* **GOAL OF THE EXERCISE**: Gather, from the listing beneath this task, every line holding the string "page".

* **DATASET SECTION**:
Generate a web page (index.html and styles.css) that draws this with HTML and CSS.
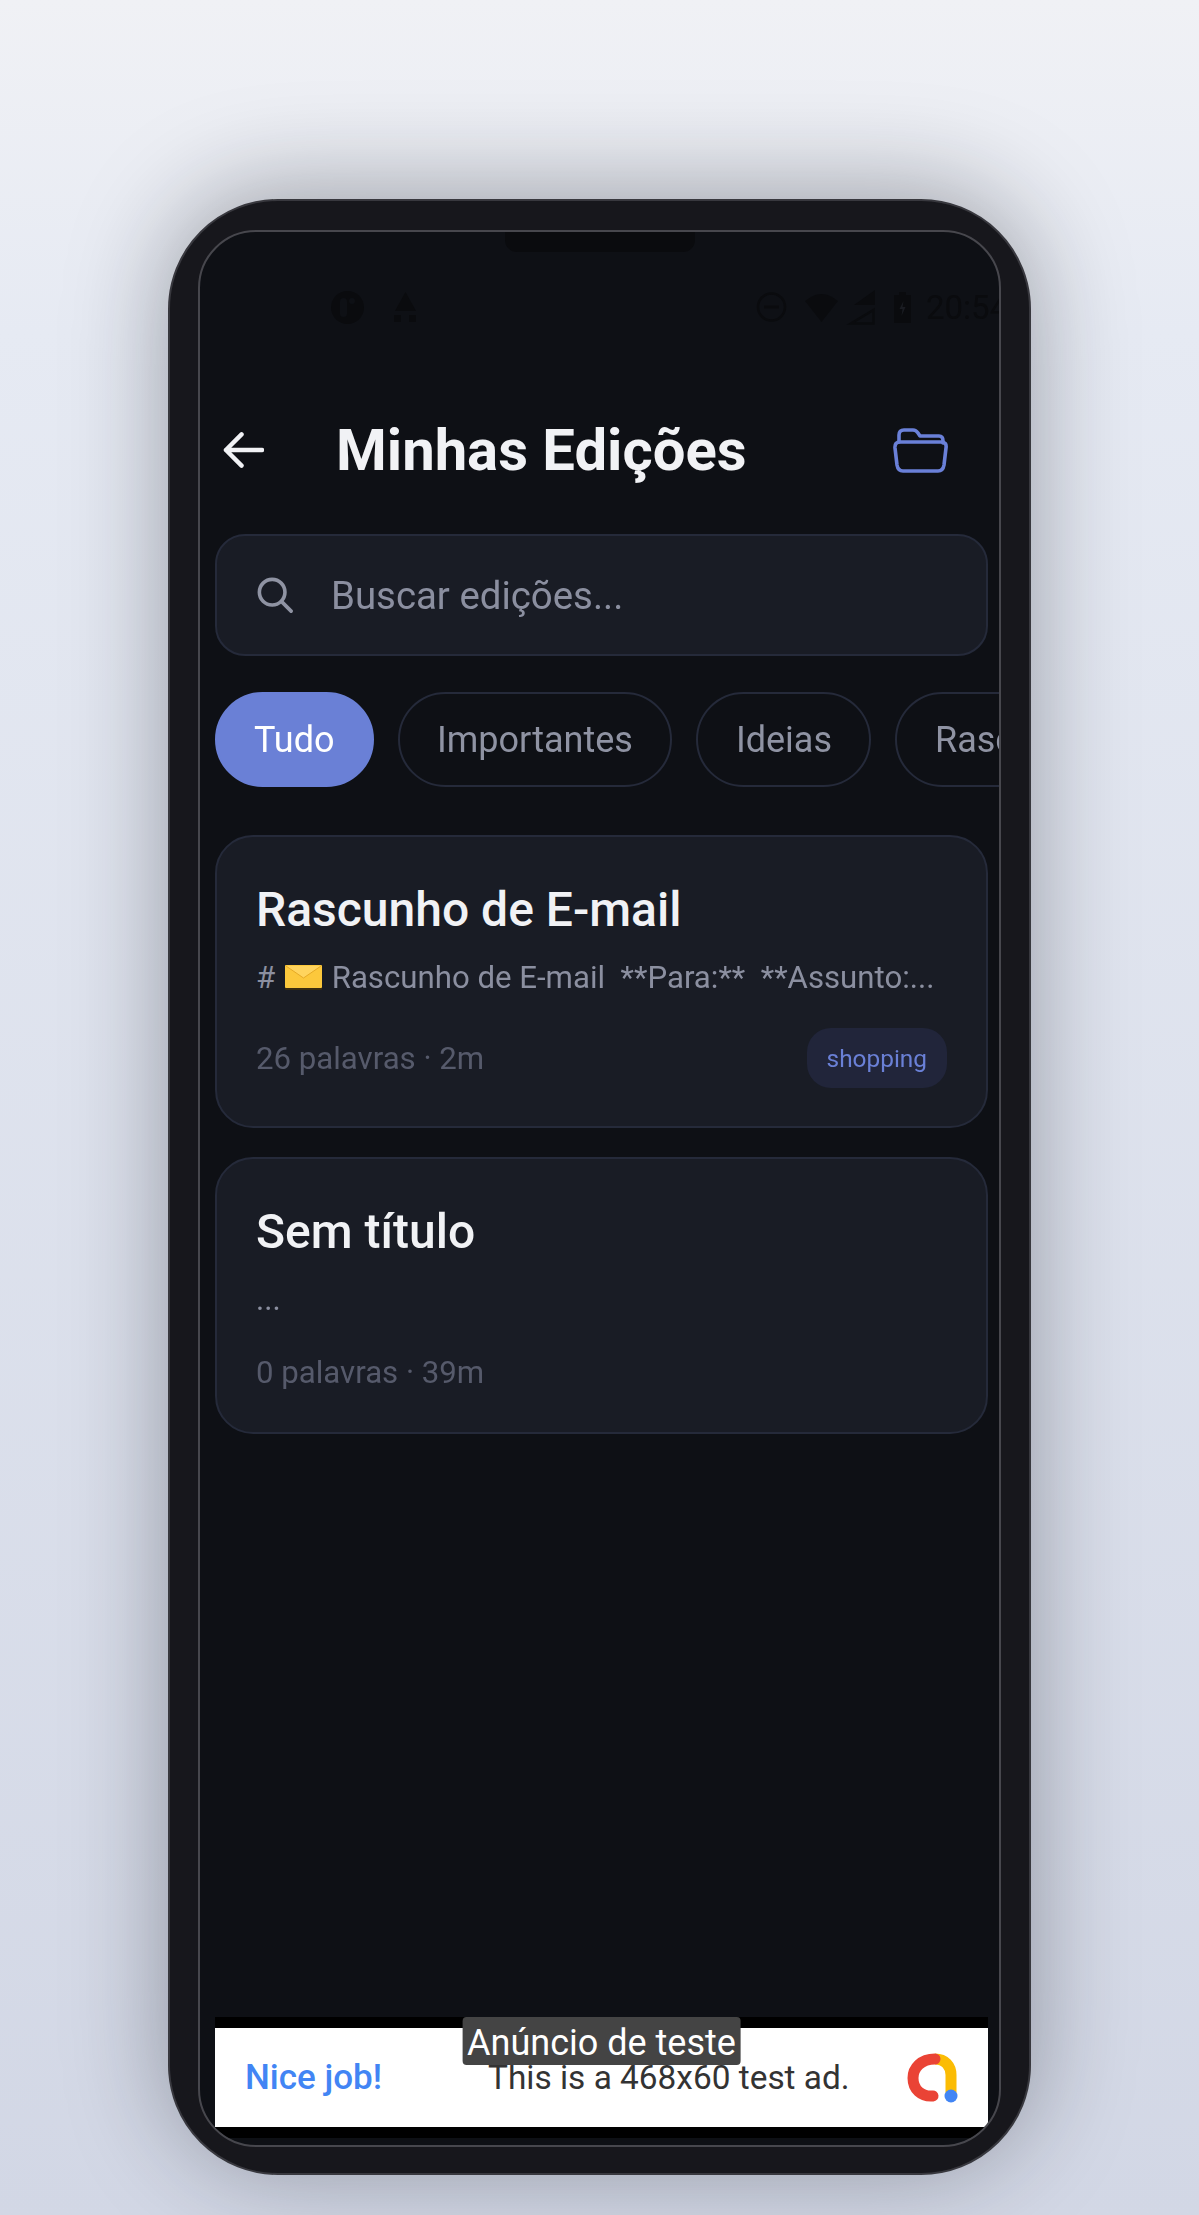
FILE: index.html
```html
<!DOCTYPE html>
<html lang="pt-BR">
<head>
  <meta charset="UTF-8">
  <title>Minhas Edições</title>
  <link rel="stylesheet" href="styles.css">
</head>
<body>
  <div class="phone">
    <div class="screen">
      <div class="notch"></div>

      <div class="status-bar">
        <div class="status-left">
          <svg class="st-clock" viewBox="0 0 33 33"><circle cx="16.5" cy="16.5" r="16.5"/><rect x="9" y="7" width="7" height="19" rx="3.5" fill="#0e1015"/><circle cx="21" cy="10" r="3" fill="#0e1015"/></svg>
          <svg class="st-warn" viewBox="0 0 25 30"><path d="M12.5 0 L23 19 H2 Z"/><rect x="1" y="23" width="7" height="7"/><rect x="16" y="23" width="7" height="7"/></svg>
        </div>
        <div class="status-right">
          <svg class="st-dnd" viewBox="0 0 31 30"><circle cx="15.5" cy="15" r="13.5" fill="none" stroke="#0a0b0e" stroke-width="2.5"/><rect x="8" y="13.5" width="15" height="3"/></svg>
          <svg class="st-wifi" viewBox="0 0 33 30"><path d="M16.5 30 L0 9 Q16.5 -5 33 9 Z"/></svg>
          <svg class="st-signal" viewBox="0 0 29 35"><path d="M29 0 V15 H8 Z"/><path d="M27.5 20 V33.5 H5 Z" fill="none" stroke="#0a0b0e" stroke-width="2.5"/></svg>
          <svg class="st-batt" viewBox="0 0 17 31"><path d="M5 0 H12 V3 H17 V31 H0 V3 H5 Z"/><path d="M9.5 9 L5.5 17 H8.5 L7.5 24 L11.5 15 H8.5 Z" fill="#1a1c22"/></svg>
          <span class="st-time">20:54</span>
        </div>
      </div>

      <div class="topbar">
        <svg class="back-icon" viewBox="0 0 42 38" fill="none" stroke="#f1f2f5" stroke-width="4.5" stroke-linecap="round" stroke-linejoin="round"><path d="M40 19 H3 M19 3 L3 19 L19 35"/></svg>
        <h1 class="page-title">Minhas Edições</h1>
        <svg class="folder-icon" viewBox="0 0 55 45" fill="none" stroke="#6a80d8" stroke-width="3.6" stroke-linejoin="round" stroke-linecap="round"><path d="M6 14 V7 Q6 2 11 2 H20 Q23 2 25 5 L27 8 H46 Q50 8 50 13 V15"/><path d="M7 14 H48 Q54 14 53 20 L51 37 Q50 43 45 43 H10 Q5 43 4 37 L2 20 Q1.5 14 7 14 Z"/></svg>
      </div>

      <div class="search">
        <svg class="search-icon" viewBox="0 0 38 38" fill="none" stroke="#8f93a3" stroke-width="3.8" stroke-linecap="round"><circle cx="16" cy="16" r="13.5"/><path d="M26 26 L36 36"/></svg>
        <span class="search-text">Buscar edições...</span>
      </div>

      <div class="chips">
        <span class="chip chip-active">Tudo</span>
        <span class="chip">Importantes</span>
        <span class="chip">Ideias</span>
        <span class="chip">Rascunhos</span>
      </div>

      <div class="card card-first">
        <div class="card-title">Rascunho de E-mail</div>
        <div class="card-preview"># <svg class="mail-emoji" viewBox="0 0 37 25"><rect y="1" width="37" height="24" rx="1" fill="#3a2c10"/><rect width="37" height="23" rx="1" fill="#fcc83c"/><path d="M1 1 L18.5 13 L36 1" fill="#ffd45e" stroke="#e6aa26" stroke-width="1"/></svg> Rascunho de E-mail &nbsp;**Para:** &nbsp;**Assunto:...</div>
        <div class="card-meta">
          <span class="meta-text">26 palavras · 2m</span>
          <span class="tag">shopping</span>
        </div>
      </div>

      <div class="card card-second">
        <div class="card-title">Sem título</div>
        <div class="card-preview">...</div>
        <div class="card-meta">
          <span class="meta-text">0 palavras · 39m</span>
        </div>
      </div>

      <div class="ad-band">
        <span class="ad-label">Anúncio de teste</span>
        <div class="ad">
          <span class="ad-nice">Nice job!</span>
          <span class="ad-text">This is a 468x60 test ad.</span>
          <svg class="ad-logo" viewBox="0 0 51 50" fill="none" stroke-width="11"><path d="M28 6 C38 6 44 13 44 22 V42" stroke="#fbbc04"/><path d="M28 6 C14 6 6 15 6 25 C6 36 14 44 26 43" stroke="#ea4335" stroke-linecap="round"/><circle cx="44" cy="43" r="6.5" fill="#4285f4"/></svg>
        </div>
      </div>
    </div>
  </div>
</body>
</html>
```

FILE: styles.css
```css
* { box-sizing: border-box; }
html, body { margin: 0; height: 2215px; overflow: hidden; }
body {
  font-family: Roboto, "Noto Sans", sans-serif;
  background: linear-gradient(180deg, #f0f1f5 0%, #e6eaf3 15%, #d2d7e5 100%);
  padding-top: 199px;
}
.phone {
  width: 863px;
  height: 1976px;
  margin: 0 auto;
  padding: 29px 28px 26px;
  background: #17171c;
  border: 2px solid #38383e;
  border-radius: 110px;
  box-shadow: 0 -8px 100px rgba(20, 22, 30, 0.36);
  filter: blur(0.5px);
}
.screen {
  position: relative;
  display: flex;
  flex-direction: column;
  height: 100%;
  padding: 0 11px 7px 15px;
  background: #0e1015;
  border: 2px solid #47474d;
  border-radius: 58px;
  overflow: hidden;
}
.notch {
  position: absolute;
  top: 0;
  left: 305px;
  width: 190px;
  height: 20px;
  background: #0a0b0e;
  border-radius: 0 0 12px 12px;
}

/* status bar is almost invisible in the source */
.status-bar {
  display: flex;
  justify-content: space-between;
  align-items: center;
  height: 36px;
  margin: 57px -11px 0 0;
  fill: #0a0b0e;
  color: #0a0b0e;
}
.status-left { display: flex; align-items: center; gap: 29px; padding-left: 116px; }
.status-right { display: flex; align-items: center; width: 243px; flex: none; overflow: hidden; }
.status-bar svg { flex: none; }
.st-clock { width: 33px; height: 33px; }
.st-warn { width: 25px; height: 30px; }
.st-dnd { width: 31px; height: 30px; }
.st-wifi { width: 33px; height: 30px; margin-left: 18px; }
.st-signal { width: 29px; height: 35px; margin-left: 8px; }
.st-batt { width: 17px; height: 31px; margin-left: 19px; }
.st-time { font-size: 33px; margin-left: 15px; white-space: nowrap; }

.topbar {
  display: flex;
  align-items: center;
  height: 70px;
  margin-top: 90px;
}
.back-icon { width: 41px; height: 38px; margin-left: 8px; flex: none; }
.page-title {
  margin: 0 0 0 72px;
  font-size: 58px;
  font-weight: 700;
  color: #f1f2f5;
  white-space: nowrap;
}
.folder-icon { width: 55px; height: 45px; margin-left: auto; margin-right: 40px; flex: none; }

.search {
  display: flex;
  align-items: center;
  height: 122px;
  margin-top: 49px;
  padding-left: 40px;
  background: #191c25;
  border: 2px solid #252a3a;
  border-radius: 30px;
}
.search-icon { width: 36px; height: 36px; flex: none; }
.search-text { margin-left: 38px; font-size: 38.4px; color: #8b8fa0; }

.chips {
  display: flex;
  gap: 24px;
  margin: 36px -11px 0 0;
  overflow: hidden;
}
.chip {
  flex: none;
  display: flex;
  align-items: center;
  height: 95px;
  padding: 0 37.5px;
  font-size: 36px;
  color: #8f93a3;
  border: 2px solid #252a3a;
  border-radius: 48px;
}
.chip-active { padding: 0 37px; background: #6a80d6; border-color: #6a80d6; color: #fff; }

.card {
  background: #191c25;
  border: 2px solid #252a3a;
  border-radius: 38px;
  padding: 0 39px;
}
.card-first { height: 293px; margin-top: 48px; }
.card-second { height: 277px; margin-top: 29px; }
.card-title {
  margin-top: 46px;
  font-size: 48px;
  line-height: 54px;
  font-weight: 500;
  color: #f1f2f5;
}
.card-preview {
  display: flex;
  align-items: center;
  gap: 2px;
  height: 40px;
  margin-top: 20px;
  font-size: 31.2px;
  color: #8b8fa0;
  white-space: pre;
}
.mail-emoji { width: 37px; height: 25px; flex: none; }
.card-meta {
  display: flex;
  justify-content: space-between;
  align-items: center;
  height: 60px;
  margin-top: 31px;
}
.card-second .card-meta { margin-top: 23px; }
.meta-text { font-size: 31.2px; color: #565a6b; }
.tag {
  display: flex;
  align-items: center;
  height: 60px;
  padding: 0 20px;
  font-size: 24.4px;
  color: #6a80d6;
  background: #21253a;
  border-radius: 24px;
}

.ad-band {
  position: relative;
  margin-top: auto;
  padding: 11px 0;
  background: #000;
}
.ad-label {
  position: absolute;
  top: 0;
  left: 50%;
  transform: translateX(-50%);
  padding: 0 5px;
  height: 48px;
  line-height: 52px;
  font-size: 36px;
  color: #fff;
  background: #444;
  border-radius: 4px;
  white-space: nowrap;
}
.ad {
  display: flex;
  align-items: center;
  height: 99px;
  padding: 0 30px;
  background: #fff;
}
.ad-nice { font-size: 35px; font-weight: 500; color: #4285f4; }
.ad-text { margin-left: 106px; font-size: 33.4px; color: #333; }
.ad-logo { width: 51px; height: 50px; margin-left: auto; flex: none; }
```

* **WORKED SOLUTION**:
Generate a web page (index.html and styles.css) that draws this with HTML and CSS.
        <h1 class="page-title">Minhas Edições</h1>
.page-title {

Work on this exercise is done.